In May 2021, the European Commission adopted a Communication on Business Taxation for the 21st century, aimed at promoting a robust, efficient and fair business tax system in the European Union (EU). It set out a long-term and short-term vision to support the EU's recovery from the COVID-19 (coronavirus) pandemic and to ensure adequate public revenues over the coming years. In the same vein, the EU's Capital Markets Union (CMU) Action Plan aimed at helping companies to raise the capital they need and improve their equity position.
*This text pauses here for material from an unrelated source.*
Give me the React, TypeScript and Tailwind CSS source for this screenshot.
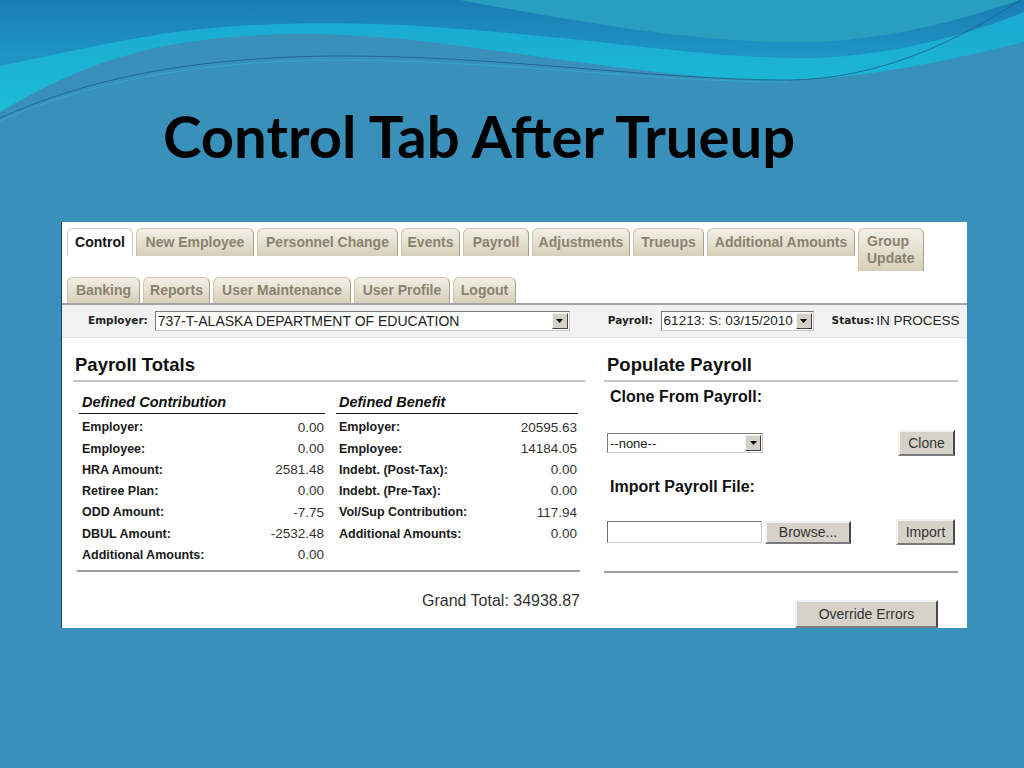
import React from 'react';

const rowTabs1 = [
  { label: 'Control', w: 'w-[66px]', active: true },
  { label: 'New Employee', w: 'w-[118px]' },
  { label: 'Personnel Change', w: 'w-[141px]' },
  { label: 'Events', w: 'w-[59px]' },
  { label: 'Payroll', w: 'w-[66px]' },
  { label: 'Adjustments', w: 'w-[98px]' },
  { label: 'Trueups', w: 'w-[71px]' },
  { label: 'Additional Amounts', w: 'w-[148px]' },
];

const rowTabs2 = [
  { label: 'Banking', w: 'w-[73px]' },
  { label: 'Reports', w: 'w-[67px]' },
  { label: 'User Maintenance', w: 'w-[138px]' },
  { label: 'User Profile', w: 'w-[96px]' },
  { label: 'Logout', w: 'w-[63px]' },
];

const contribution = [
  ['Employer:', '0.00'],
  ['Employee:', '0.00'],
  ['HRA Amount:', '2581.48'],
  ['Retiree Plan:', '0.00'],
  ['ODD Amount:', '-7.75'],
  ['DBUL Amount:', '-2532.48'],
  ['Additional Amounts:', '0.00'],
];

const benefit = [
  ['Employer:', '20595.63'],
  ['Employee:', '14184.05'],
  ['Indebt. (Post-Tax):', '0.00'],
  ['Indebt. (Pre-Tax):', '0.00'],
  ['Vol/Sup Contribution:', '117.94'],
  ['Additional Amounts:', '0.00'],
];

const Tab: React.FC<{ label: string; w: string; h: string; active?: boolean }> = ({ label, w, h, active }) => (
  <div
    className={`${w} ${h} shrink-0 flex items-center justify-center rounded-t-[6px] border border-b-0 text-[14px] font-bold whitespace-nowrap ${
      active
        ? 'bg-white border-[#c9c9c9] text-[#111]'
        : 'bg-linear-to-b from-[#f3f0e6] to-[#d6cfb8] border-[#cdc5ad] border-r-[#a9a08a] text-[#8a8270]'
    }`}
  >
    {label}
  </div>
);

const Arrow: React.FC = () => (
  <span className="w-[16px] h-[16px] mr-[1px] shrink-0 flex items-center justify-center bg-[#d4d0c8] border border-t-[#f4f4f4] border-l-[#f4f4f4] border-r-[#404040] border-b-[#404040]">
    <svg width="7" height="4" viewBox="0 0 7 4">
      <path d="M0 0 H7 L3.5 4 Z" fill="#000" />
    </svg>
  </span>
);

const Select: React.FC<{ w: string; text: string; size?: string }> = ({ w, text, size = 'text-[14px]' }) => (
  <div className={`${w} h-[20px] flex items-center bg-white border border-[#7a7a7a] border-r-[#c8c8c8] border-b-[#c8c8c8]`}>
    <span className={`flex-1 pl-[2px] ${size} leading-none text-[#222] whitespace-nowrap overflow-hidden`}>{text}</span>
    <Arrow />
  </div>
);

const Button: React.FC<{ w: string; h: string; label: string }> = ({ w, h, label }) => (
  <div
    className={`${w} ${h} shrink-0 flex items-center justify-center bg-[#d6d2ca] border-2 border-t-[#f2f2f2] border-l-[#f2f2f2] border-r-[#4a4a4a] border-b-[#7a7a7a] text-[14px] text-[#333]`}
  >
    {label}
  </div>
);

const Column: React.FC<{ title: string; rows: string[][]; w: string }> = ({ title, rows, w }) => (
  <div className={`${w} shrink-0 flex flex-col`}>
    <div className="h-[22px] flex items-center pl-[3px] border-b-[1.5px] border-[#111] text-[14.5px] font-bold italic text-[#111]">
      {title}
    </div>
    <div className="pt-[3px]">
      {rows.map(([label, value], i) => (
        <div key={i} className="h-[21.3px] flex items-center justify-between pl-[3px] pr-[1px]">
          <span className="text-[12.5px] font-bold text-[#1a1a1a]">{label}</span>
          <span className="text-[13.5px] text-[#333]">{value}</span>
        </div>
      ))}
    </div>
  </div>
);

const Wave: React.FC = () => (
  <svg className="absolute top-0 left-0" width="1024" height="130" viewBox="0 0 1024 130">
    <defs>
      <linearGradient id="topGrad" x1="0" y1="0" x2="0" y2="1">
        <stop offset="0" stopColor="#1a7db4" />
        <stop offset="1" stopColor="#1f98c7" />
      </linearGradient>
      <linearGradient id="cyanGrad" x1="0" y1="0" x2="0" y2="1">
        <stop offset="0" stopColor="#1ca6d0" />
        <stop offset="1" stopColor="#1bbcd6" />
      </linearGradient>
    </defs>
    <path
      d="M0 0 H1024 V42 C950 60 870 78 790 80 C690 82 560 58 430 42 C330 30 240 32 170 45 C100 58 45 85 0 112 Z"
      fill="url(#cyanGrad)"
    />
    <path
      d="M0 0 H1024 V12 C960 38 880 58 800 58 C700 58 600 38 420 26 C320 20 220 24 150 36 C90 46 40 58 0 66 Z"
      fill="url(#topGrad)"
    />
    <path d="M460 0 H1020 C960 20 890 40 810 42 C720 44 620 30 460 0 Z" fill="#2a9ebf" />
    <path
      d="M0 118 C80 82 180 58 330 56 C500 55 650 80 790 80 C880 79 960 40 1020 0"
      fill="none"
      stroke="#18608c"
      strokeWidth="1"
      opacity="0.8"
    />
    <path
      d="M0 121 C80 86 180 62 330 60 C500 60 650 82 790 82"
      fill="none"
      stroke="#3cc8dc"
      strokeWidth="0.8"
      opacity="0.5"
    />
  </svg>
);

export default function App() {
  return (
    <div className="w-[1024px] h-[768px] bg-[#3990ba] relative overflow-hidden">
      <Wave />
      <div className="relative flex flex-col">
        <h1 className="pt-[104px] pl-[163px] h-[172px] text-[58px] leading-[64px] font-bold text-black font-['Lato','Open_Sans',sans-serif]">
          Control Tab After Trueup
        </h1>
        <div className="ml-[61px] mt-[50px] w-[906px] h-[406px] bg-white overflow-hidden border-l border-[#1c3f6c] flex flex-col font-['Liberation_Sans',Arial,sans-serif]">
          {/* tabs */}
          <div className="pt-[6px] pl-[5px] flex flex-col gap-[6px]">
            <div className="flex items-start gap-[3px]">
              {rowTabs1.map((t) => (
                <Tab key={t.label} {...t} h="h-[28px]" />
              ))}
              <div className="w-[66px] h-[43px] shrink-0 flex flex-col justify-center pl-[8px] rounded-t-[6px] border border-b-0 bg-linear-to-b from-[#f3f0e6] to-[#d6cfb8] border-[#cdc5ad] border-r-[#a9a08a] text-[14px] leading-[17px] font-bold text-[#8a8270]">
                <span>Group</span>
                <span>Update</span>
              </div>
            </div>
            <div className="flex items-start gap-[3px]">
              {rowTabs2.map((t) => (
                <Tab key={t.label} {...t} h="h-[26px]" />
              ))}
            </div>
          </div>
          <div className="h-[2px] bg-[#a3a3a3] shrink-0" />

          {/* filter band */}
          <div className="h-[33px] shrink-0 flex items-center bg-[#f2f2f2] border-b border-[#e2e2e2] pl-[26px]">
            <span className="text-[10.5px] font-bold text-[#222] font-['DejaVu_Sans',Verdana,sans-serif]">Employer:</span>
            <div className="ml-[7px]">
              <Select w="w-[415px]" text="737-T-ALASKA DEPARTMENT OF EDUCATION" />
            </div>
            <span className="ml-[38px] text-[10.5px] font-bold text-[#222] font-['DejaVu_Sans',Verdana,sans-serif]">Payroll:</span>
            <div className="ml-[8px]">
              <Select w="w-[153px]" text="61213: S: 03/15/2010" size="text-[13.5px]" />
            </div>
            <span className="ml-[18px] text-[10.5px] font-bold text-[#222] font-['DejaVu_Sans',Verdana,sans-serif]">Status:</span>
            <span className="ml-[2px] text-[13.5px] text-[#222] whitespace-nowrap">IN PROCESS</span>
          </div>

          {/* body */}
          <div className="flex pl-[11px] gap-[19px]">
            {/* payroll totals */}
            <div className="w-[512px] shrink-0 flex flex-col">
              <div className="mt-[16px] h-[22px] flex items-center pl-[2px] text-[18.5px] font-bold text-[#111]">Payroll Totals</div>
              <div className="mt-[4px] h-[2px] bg-[#c4c4c4]" />
              <div className="mt-[10px] pl-[6px] flex gap-[11px]">
                <Column title="Defined Contribution" rows={contribution} w="w-[246px]" />
                <Column title="Defined Benefit" rows={benefit} w="w-[242px]" />
              </div>
              <div className="mt-[4px] ml-[4px] w-[503px] h-[2px] bg-[#a0a0a0]" />
              <div className="mt-[19px] w-[507px] h-[20px] flex items-center justify-end text-[16px] text-[#333]">
                Grand Total: 34938.87
              </div>
            </div>

            {/* populate payroll */}
            <div className="w-[354px] shrink-0 flex flex-col">
              <div className="mt-[16px] h-[22px] flex items-center pl-[3px] text-[18.5px] font-bold text-[#111]">Populate Payroll</div>
              <div className="mt-[4px] h-[2px] bg-[#c4c4c4]" />
              <div className="mt-[5px] h-[20px] flex items-center pl-[6px] text-[16px] font-bold text-[#111]">Clone From Payroll:</div>
              <div className="mt-[23px] h-[26px] flex items-center justify-between pl-[3px] pr-[3px]">
                <Select w="w-[156px]" text="--none--" size="text-[13px]" />
                <Button w="w-[57px]" h="h-[26px]" label="Clone" />
              </div>
              <div className="mt-[21px] h-[20px] flex items-center pl-[6px] text-[16px] font-bold text-[#111]">Import Payroll File:</div>
              <div className="mt-[22px] h-[26px] flex items-center pl-[3px] pr-[3px]">
                <div className="w-[155px] h-[22px] bg-white border border-[#6f6f6f] border-r-[#cfcfcf] border-b-[#cfcfcf]" />
                <div className="ml-[3px]">
                  <Button w="w-[86px]" h="h-[23px]" label="Browse..." />
                </div>
                <div className="ml-auto">
                  <Button w="w-[59px]" h="h-[26px]" label="Import" />
                </div>
              </div>
              <div className="mt-[26px] h-[2px] bg-[#a0a0a0]" />
              <div className="mt-[27px] ml-[191px]">
                <Button w="w-[143px]" h="h-[28px]" label="Override Errors" />
              </div>
            </div>
          </div>
        </div>
      </div>
    </div>
  );
}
Tax systems in the EU allow for the deduction of interest payments on debt when calculating the tax base for corporate income tax purposes, while costs related to equity financing are mostly non-tax deductible. This asymmetry in tax treatment is one of the factors favouring the use of debt over equity for financing investments. With a view to addressing the tax-induced debt-equity bias across the EU single market in a coordinated way, the proposed Directive lays down rules to provide, under certain conditions, for the deductibility for tax purposes of notional interest on increases in equity and to limit the tax deductibility of exceeding borrowing costs.
The draft law applies to all taxpayers that are subject to corporate tax in one or more Member State, except for financial undertakings. Since small and medium enterprises (SMEs) usually face a higher burden to obtain financing, it is proposed to grant a higher notional interest rate to SMEs.
This proposal was tabled by the European Commission on 11 May 2022.